Stored items —
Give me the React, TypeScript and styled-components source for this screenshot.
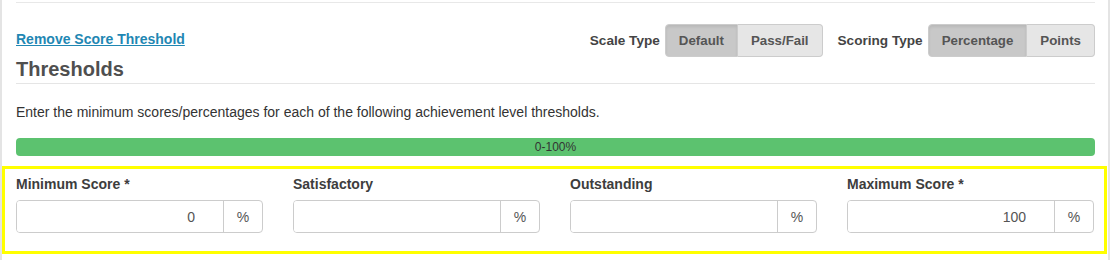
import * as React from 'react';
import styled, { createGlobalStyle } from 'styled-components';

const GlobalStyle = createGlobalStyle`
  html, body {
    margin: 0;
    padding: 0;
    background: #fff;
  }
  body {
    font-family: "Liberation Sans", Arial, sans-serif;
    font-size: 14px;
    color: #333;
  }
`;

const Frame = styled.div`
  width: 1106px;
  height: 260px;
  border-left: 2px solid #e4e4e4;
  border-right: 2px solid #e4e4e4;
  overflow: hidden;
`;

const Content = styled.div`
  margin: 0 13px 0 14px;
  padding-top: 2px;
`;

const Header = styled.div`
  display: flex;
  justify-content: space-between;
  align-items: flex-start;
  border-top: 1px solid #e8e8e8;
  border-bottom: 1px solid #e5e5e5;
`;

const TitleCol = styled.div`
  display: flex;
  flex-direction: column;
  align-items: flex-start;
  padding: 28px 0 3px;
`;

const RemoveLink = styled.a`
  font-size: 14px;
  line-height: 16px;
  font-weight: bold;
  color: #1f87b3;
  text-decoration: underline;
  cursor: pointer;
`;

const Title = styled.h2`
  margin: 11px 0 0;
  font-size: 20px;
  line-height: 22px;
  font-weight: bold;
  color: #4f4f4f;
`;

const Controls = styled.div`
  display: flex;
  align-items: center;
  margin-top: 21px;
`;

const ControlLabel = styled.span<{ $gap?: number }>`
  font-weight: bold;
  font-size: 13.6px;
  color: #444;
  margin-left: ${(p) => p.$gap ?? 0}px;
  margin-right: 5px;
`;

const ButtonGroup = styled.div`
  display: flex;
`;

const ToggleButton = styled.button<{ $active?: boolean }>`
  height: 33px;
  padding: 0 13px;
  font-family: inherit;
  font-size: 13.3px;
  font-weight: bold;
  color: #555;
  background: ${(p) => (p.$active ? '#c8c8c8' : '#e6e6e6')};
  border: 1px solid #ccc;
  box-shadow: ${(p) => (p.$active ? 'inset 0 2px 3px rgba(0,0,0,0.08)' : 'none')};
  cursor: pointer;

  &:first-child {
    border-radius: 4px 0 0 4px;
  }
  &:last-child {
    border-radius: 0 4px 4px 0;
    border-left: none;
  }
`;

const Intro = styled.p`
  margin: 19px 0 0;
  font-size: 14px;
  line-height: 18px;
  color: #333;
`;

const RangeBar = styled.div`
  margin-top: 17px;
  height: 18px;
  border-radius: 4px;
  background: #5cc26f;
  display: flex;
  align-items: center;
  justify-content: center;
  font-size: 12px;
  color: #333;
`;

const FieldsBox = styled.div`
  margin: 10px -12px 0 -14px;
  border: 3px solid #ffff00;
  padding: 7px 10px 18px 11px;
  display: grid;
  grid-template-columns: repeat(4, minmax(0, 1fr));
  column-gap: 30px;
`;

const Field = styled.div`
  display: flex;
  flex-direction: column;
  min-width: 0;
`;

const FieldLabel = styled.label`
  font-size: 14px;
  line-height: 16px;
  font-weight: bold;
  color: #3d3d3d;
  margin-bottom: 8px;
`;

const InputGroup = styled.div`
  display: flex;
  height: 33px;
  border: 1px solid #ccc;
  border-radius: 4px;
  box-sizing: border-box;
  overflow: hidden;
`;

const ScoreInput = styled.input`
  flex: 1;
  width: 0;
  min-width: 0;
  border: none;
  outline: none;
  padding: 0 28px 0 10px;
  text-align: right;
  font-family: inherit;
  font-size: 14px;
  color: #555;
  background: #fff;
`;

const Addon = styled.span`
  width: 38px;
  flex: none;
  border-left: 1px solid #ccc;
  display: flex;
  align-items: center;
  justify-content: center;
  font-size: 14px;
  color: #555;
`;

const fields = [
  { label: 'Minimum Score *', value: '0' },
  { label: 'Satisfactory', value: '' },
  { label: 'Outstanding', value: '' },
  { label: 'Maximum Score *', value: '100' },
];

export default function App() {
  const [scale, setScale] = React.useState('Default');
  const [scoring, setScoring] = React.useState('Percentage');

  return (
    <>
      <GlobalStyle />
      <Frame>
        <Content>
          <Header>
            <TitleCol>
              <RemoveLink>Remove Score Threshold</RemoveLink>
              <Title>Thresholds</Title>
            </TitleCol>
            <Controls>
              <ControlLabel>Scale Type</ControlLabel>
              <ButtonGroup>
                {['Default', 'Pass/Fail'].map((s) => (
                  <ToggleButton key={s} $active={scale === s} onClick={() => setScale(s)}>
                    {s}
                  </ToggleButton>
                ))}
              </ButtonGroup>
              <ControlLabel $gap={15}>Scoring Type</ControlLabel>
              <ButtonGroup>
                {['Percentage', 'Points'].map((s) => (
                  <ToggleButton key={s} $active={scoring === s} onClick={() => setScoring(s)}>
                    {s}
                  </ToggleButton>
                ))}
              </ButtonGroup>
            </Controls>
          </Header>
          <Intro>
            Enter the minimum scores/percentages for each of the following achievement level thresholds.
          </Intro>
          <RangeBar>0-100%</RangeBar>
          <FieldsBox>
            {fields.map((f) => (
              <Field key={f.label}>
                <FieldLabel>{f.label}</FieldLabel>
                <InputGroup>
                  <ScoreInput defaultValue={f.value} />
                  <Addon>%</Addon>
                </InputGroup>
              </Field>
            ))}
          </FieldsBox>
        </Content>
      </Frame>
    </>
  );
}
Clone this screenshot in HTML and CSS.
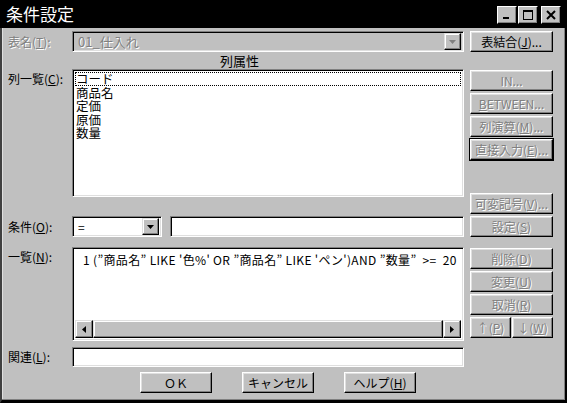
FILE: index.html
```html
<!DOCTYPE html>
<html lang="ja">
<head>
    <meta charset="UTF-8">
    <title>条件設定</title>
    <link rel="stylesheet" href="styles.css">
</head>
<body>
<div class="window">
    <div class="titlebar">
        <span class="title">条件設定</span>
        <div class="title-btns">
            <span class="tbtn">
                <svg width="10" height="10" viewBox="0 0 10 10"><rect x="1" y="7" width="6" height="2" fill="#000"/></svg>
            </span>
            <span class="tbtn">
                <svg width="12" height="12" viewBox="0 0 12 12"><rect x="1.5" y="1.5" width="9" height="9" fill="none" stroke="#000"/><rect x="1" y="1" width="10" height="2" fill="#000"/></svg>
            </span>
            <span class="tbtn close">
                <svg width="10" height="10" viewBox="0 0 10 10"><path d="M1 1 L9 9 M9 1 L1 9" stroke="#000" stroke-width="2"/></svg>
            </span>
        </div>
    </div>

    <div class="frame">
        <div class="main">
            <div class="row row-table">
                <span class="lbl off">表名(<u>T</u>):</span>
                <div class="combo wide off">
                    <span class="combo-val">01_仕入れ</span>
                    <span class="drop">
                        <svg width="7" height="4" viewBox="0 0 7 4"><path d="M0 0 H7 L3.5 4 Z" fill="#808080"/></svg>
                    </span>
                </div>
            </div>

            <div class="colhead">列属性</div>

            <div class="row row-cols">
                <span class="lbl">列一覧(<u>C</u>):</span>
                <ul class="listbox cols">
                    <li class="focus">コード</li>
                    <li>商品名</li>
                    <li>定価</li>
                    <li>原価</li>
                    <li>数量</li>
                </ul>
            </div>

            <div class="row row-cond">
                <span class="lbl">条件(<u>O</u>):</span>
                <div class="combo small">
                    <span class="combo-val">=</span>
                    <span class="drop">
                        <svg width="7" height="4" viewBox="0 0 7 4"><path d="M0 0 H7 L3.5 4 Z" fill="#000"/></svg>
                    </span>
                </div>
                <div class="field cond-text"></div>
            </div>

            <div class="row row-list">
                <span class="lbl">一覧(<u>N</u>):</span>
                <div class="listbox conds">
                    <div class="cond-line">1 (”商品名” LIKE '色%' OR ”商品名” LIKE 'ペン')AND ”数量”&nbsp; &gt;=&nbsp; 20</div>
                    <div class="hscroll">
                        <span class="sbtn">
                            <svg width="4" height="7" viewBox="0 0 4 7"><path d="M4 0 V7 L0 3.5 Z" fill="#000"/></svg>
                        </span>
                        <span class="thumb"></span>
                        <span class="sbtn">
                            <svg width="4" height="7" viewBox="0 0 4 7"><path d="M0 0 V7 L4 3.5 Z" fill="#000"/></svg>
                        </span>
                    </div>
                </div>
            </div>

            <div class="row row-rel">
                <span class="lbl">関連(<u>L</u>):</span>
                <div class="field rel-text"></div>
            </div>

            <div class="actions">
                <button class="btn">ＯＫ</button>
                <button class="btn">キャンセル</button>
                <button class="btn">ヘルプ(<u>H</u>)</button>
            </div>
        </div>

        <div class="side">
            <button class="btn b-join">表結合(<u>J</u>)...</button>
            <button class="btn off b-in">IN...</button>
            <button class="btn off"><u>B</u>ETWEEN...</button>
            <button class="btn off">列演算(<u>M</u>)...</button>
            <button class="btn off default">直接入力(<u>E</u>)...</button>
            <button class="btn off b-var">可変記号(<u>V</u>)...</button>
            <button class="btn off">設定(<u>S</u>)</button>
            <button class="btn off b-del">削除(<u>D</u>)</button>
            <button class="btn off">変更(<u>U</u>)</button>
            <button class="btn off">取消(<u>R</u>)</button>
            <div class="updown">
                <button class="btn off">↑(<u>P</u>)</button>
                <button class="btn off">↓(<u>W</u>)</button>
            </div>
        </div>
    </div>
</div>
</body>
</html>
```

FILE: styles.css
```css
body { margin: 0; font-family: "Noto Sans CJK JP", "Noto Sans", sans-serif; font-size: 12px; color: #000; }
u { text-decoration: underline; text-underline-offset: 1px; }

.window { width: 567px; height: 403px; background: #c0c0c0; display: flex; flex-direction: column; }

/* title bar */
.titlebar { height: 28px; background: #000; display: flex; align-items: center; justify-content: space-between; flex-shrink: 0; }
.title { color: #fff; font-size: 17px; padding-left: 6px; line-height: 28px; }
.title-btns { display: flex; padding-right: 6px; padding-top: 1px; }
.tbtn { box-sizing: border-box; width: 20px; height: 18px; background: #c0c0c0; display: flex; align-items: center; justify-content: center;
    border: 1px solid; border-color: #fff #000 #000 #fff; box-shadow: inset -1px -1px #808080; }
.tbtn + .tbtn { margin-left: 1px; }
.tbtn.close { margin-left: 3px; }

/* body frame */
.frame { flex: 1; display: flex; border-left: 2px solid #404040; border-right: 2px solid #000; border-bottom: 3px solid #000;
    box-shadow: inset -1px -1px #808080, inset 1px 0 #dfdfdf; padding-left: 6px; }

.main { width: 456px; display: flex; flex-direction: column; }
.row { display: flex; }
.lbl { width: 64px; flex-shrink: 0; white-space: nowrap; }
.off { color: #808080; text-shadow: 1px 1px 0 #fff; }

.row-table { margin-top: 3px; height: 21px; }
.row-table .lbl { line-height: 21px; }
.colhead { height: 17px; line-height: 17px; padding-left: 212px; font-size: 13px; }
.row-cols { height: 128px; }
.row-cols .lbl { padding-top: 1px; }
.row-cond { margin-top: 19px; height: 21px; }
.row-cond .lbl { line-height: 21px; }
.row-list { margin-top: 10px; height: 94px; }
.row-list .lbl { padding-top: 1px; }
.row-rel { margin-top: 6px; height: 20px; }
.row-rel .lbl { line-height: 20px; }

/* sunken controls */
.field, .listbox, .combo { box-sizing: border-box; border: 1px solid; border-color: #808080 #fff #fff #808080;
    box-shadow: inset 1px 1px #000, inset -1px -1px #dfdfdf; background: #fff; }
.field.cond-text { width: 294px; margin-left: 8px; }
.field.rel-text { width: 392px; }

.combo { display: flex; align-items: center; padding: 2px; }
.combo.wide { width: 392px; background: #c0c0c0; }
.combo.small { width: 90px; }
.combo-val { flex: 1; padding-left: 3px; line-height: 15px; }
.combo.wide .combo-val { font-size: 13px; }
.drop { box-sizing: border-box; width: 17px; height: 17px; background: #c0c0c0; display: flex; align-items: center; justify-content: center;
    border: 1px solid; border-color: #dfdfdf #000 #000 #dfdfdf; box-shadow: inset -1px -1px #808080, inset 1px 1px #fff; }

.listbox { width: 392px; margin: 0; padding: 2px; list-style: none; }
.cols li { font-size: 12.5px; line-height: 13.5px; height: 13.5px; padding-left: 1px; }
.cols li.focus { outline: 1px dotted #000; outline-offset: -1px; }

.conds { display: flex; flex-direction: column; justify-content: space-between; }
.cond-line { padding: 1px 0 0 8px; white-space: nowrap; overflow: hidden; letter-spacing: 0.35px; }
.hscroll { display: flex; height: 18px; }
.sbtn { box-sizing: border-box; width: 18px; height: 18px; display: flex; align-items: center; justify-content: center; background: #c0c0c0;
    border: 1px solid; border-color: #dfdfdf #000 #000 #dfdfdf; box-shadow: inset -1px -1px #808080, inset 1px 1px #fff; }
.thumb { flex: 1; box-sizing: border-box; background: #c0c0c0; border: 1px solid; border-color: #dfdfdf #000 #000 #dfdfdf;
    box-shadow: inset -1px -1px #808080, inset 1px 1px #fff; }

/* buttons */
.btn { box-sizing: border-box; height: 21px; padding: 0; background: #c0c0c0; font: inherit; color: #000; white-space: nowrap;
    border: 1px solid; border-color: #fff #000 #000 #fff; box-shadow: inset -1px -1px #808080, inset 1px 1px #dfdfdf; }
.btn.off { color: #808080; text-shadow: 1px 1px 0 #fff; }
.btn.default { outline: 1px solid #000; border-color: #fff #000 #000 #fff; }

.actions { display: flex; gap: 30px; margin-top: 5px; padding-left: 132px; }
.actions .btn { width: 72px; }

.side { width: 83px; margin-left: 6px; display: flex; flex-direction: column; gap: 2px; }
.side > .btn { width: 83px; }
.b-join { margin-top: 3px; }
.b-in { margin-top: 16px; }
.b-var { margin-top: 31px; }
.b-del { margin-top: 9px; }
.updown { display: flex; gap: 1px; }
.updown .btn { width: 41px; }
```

Exercise details —
Find every line in the records above that contains the word "this", and copy each one.

Output of the exercise —
Give me the React, TypeScript and styled-components source for this screenshot.
Clone this screenshot in HTML and CSS.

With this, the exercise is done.